### TASK REQUIREMENTS
Reproduce the data that follows in its entirety, character for character.

### SOURCE MATERIAL
◇ ◇ ◇ ◇ ◇ ◇ ◇

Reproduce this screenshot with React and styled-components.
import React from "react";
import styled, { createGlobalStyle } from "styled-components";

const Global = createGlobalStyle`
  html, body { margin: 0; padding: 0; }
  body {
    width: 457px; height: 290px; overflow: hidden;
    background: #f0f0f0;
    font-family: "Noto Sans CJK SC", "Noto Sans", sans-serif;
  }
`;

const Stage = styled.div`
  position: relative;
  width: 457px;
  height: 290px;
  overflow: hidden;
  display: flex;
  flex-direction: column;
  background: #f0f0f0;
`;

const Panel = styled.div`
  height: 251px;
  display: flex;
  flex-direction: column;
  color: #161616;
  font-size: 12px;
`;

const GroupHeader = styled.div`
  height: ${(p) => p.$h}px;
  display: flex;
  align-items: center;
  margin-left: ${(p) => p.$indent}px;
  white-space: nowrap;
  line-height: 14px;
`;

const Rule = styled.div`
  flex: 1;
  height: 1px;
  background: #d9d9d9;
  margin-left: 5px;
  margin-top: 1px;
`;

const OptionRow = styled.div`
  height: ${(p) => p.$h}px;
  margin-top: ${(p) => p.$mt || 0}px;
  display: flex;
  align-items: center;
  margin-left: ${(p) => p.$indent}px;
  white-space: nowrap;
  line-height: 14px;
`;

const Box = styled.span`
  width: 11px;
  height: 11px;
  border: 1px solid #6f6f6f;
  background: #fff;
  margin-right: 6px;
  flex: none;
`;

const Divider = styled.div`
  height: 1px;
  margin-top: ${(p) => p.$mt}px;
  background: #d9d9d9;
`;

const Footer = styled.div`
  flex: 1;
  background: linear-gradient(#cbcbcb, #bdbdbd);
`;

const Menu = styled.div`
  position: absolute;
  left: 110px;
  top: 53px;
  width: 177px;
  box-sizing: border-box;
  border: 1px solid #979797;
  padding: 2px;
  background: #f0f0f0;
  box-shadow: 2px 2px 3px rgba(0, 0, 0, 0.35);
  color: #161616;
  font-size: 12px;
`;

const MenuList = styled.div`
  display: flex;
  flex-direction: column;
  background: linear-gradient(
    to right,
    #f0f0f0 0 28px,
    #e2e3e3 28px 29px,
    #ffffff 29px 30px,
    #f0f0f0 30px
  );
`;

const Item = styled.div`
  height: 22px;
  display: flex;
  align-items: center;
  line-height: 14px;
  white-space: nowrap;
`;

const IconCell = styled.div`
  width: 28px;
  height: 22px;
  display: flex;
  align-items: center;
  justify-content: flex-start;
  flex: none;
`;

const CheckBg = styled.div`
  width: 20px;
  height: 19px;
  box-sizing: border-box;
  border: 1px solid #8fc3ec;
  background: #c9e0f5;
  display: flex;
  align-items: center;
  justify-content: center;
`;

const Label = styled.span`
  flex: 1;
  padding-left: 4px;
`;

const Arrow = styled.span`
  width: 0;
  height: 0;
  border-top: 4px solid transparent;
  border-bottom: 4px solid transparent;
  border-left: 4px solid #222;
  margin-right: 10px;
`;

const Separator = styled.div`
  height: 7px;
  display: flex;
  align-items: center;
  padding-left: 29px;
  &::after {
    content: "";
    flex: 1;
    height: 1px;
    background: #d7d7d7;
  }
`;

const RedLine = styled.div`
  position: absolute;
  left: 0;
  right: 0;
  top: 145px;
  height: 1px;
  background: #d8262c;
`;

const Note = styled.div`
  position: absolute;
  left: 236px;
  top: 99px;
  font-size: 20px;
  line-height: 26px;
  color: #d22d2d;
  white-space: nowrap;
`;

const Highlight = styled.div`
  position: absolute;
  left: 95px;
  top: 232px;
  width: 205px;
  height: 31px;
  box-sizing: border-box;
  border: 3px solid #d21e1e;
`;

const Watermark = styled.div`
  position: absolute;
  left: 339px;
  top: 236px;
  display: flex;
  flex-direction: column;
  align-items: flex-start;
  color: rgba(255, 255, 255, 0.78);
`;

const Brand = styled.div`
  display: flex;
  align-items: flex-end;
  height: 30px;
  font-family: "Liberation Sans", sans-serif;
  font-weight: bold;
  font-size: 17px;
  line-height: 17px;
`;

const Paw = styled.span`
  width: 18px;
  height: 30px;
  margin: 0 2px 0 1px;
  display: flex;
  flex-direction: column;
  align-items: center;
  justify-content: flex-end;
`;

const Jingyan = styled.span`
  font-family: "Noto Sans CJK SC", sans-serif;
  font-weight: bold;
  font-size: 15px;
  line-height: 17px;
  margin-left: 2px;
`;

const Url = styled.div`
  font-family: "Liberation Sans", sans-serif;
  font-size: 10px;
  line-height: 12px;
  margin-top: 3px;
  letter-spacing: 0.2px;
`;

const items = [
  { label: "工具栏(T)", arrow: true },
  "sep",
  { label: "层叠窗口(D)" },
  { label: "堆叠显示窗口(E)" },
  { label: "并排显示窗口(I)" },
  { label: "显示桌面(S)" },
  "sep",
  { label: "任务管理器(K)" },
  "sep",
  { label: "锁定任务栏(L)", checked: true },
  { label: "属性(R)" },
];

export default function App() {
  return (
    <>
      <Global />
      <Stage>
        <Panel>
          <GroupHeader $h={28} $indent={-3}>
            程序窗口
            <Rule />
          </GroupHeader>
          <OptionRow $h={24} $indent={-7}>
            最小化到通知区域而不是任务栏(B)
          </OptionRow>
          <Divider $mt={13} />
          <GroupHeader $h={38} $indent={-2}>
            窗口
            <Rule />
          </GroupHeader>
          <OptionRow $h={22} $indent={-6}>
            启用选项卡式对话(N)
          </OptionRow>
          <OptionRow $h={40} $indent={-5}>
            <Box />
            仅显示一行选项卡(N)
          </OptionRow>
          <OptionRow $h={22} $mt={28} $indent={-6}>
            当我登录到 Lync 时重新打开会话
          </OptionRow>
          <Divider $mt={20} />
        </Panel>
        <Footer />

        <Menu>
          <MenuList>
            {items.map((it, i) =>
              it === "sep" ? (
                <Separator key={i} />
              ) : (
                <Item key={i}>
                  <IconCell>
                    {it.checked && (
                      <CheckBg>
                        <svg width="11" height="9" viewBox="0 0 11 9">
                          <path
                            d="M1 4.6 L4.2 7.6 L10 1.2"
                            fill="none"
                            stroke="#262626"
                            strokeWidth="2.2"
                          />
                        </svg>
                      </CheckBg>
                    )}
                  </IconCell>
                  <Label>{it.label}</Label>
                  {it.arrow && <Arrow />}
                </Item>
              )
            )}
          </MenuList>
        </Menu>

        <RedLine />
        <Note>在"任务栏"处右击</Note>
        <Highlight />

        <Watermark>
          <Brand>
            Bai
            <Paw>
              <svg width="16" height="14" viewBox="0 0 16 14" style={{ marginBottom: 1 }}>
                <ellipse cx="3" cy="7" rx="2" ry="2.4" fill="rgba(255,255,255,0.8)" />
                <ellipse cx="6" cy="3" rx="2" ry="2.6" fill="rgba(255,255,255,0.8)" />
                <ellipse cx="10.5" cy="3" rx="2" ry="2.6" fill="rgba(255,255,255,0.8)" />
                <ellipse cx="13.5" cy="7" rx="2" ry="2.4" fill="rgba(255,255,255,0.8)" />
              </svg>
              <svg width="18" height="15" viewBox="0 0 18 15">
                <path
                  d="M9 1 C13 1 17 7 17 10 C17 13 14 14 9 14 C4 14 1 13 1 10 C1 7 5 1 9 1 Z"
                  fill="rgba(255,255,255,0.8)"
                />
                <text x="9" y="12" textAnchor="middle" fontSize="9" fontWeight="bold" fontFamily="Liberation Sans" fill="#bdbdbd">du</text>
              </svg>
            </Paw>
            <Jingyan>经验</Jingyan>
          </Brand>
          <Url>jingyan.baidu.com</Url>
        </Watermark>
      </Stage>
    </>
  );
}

◇ ◇ ◇ ◇ ◇ ◇ ◇

### RESULT
Reproduce this screenshot with React and styled-components.
import React from "react";
import styled, { createGlobalStyle } from "styled-components";

const Global = createGlobalStyle`
  html, body { margin: 0; padding: 0; }
  body {
    width: 457px; height: 290px; overflow: hidden;
    background: #f0f0f0;
    font-family: "Noto Sans CJK SC", "Noto Sans", sans-serif;
  }
`;

const Stage = styled.div`
  position: relative;
  width: 457px;
  height: 290px;
  overflow: hidden;
  display: flex;
  flex-direction: column;
  background: #f0f0f0;
`;

const Panel = styled.div`
  height: 251px;
  display: flex;
  flex-direction: column;
  color: #161616;
  font-size: 12px;
`;

const GroupHeader = styled.div`
  height: ${(p) => p.$h}px;
  display: flex;
  align-items: center;
  margin-left: ${(p) => p.$indent}px;
  white-space: nowrap;
  line-height: 14px;
`;

const Rule = styled.div`
  flex: 1;
  height: 1px;
  background: #d9d9d9;
  margin-left: 5px;
  margin-top: 1px;
`;

const OptionRow = styled.div`
  height: ${(p) => p.$h}px;
  margin-top: ${(p) => p.$mt || 0}px;
  display: flex;
  align-items: center;
  margin-left: ${(p) => p.$indent}px;
  white-space: nowrap;
  line-height: 14px;
`;

const Box = styled.span`
  width: 11px;
  height: 11px;
  border: 1px solid #6f6f6f;
  background: #fff;
  margin-right: 6px;
  flex: none;
`;

const Divider = styled.div`
  height: 1px;
  margin-top: ${(p) => p.$mt}px;
  background: #d9d9d9;
`;

const Footer = styled.div`
  flex: 1;
  background: linear-gradient(#cbcbcb, #bdbdbd);
`;

const Menu = styled.div`
  position: absolute;
  left: 110px;
  top: 53px;
  width: 177px;
  box-sizing: border-box;
  border: 1px solid #979797;
  padding: 2px;
  background: #f0f0f0;
  box-shadow: 2px 2px 3px rgba(0, 0, 0, 0.35);
  color: #161616;
  font-size: 12px;
`;

const MenuList = styled.div`
  display: flex;
  flex-direction: column;
  background: linear-gradient(
    to right,
    #f0f0f0 0 28px,
    #e2e3e3 28px 29px,
    #ffffff 29px 30px,
    #f0f0f0 30px
  );
`;

const Item = styled.div`
  height: 22px;
  display: flex;
  align-items: center;
  line-height: 14px;
  white-space: nowrap;
`;

const IconCell = styled.div`
  width: 28px;
  height: 22px;
  display: flex;
  align-items: center;
  justify-content: flex-start;
  flex: none;
`;

const CheckBg = styled.div`
  width: 20px;
  height: 19px;
  box-sizing: border-box;
  border: 1px solid #8fc3ec;
  background: #c9e0f5;
  display: flex;
  align-items: center;
  justify-content: center;
`;

const Label = styled.span`
  flex: 1;
  padding-left: 4px;
`;

const Arrow = styled.span`
  width: 0;
  height: 0;
  border-top: 4px solid transparent;
  border-bottom: 4px solid transparent;
  border-left: 4px solid #222;
  margin-right: 10px;
`;

const Separator = styled.div`
  height: 7px;
  display: flex;
  align-items: center;
  padding-left: 29px;
  &::after {
    content: "";
    flex: 1;
    height: 1px;
    background: #d7d7d7;
  }
`;

const RedLine = styled.div`
  position: absolute;
  left: 0;
  right: 0;
  top: 145px;
  height: 1px;
  background: #d8262c;
`;

const Note = styled.div`
  position: absolute;
  left: 236px;
  top: 99px;
  font-size: 20px;
  line-height: 26px;
  color: #d22d2d;
  white-space: nowrap;
`;

const Highlight = styled.div`
  position: absolute;
  left: 95px;
  top: 232px;
  width: 205px;
  height: 31px;
  box-sizing: border-box;
  border: 3px solid #d21e1e;
`;

const Watermark = styled.div`
  position: absolute;
  left: 339px;
  top: 236px;
  display: flex;
  flex-direction: column;
  align-items: flex-start;
  color: rgba(255, 255, 255, 0.78);
`;

const Brand = styled.div`
  display: flex;
  align-items: flex-end;
  height: 30px;
  font-family: "Liberation Sans", sans-serif;
  font-weight: bold;
  font-size: 17px;
  line-height: 17px;
`;

const Paw = styled.span`
  width: 18px;
  height: 30px;
  margin: 0 2px 0 1px;
  display: flex;
  flex-direction: column;
  align-items: center;
  justify-content: flex-end;
`;

const Jingyan = styled.span`
  font-family: "Noto Sans CJK SC", sans-serif;
  font-weight: bold;
  font-size: 15px;
  line-height: 17px;
  margin-left: 2px;
`;

const Url = styled.div`
  font-family: "Liberation Sans", sans-serif;
  font-size: 10px;
  line-height: 12px;
  margin-top: 3px;
  letter-spacing: 0.2px;
`;

const items = [
  { label: "工具栏(T)", arrow: true },
  "sep",
  { label: "层叠窗口(D)" },
  { label: "堆叠显示窗口(E)" },
  { label: "并排显示窗口(I)" },
  { label: "显示桌面(S)" },
  "sep",
  { label: "任务管理器(K)" },
  "sep",
  { label: "锁定任务栏(L)", checked: true },
  { label: "属性(R)" },
];

export default function App() {
  return (
    <>
      <Global />
      <Stage>
        <Panel>
          <GroupHeader $h={28} $indent={-3}>
            程序窗口
            <Rule />
          </GroupHeader>
          <OptionRow $h={24} $indent={-7}>
            最小化到通知区域而不是任务栏(B)
          </OptionRow>
          <Divider $mt={13} />
          <GroupHeader $h={38} $indent={-2}>
            窗口
            <Rule />
          </GroupHeader>
          <OptionRow $h={22} $indent={-6}>
            启用选项卡式对话(N)
          </OptionRow>
          <OptionRow $h={40} $indent={-5}>
            <Box />
            仅显示一行选项卡(N)
          </OptionRow>
          <OptionRow $h={22} $mt={28} $indent={-6}>
            当我登录到 Lync 时重新打开会话
          </OptionRow>
          <Divider $mt={20} />
        </Panel>
        <Footer />

        <Menu>
          <MenuList>
            {items.map((it, i) =>
              it === "sep" ? (
                <Separator key={i} />
              ) : (
                <Item key={i}>
                  <IconCell>
                    {it.checked && (
                      <CheckBg>
                        <svg width="11" height="9" viewBox="0 0 11 9">
                          <path
                            d="M1 4.6 L4.2 7.6 L10 1.2"
                            fill="none"
                            stroke="#262626"
                            strokeWidth="2.2"
                          />
                        </svg>
                      </CheckBg>
                    )}
                  </IconCell>
                  <Label>{it.label}</Label>
                  {it.arrow && <Arrow />}
                </Item>
              )
            )}
          </MenuList>
        </Menu>

        <RedLine />
        <Note>在"任务栏"处右击</Note>
        <Highlight />

        <Watermark>
          <Brand>
            Bai
            <Paw>
              <svg width="16" height="14" viewBox="0 0 16 14" style={{ marginBottom: 1 }}>
                <ellipse cx="3" cy="7" rx="2" ry="2.4" fill="rgba(255,255,255,0.8)" />
                <ellipse cx="6" cy="3" rx="2" ry="2.6" fill="rgba(255,255,255,0.8)" />
                <ellipse cx="10.5" cy="3" rx="2" ry="2.6" fill="rgba(255,255,255,0.8)" />
                <ellipse cx="13.5" cy="7" rx="2" ry="2.4" fill="rgba(255,255,255,0.8)" />
              </svg>
              <svg width="18" height="15" viewBox="0 0 18 15">
                <path
                  d="M9 1 C13 1 17 7 17 10 C17 13 14 14 9 14 C4 14 1 13 1 10 C1 7 5 1 9 1 Z"
                  fill="rgba(255,255,255,0.8)"
                />
                <text x="9" y="12" textAnchor="middle" fontSize="9" fontWeight="bold" fontFamily="Liberation Sans" fill="#bdbdbd">du</text>
              </svg>
            </Paw>
            <Jingyan>经验</Jingyan>
          </Brand>
          <Url>jingyan.baidu.com</Url>
        </Watermark>
      </Stage>
    </>
  );
}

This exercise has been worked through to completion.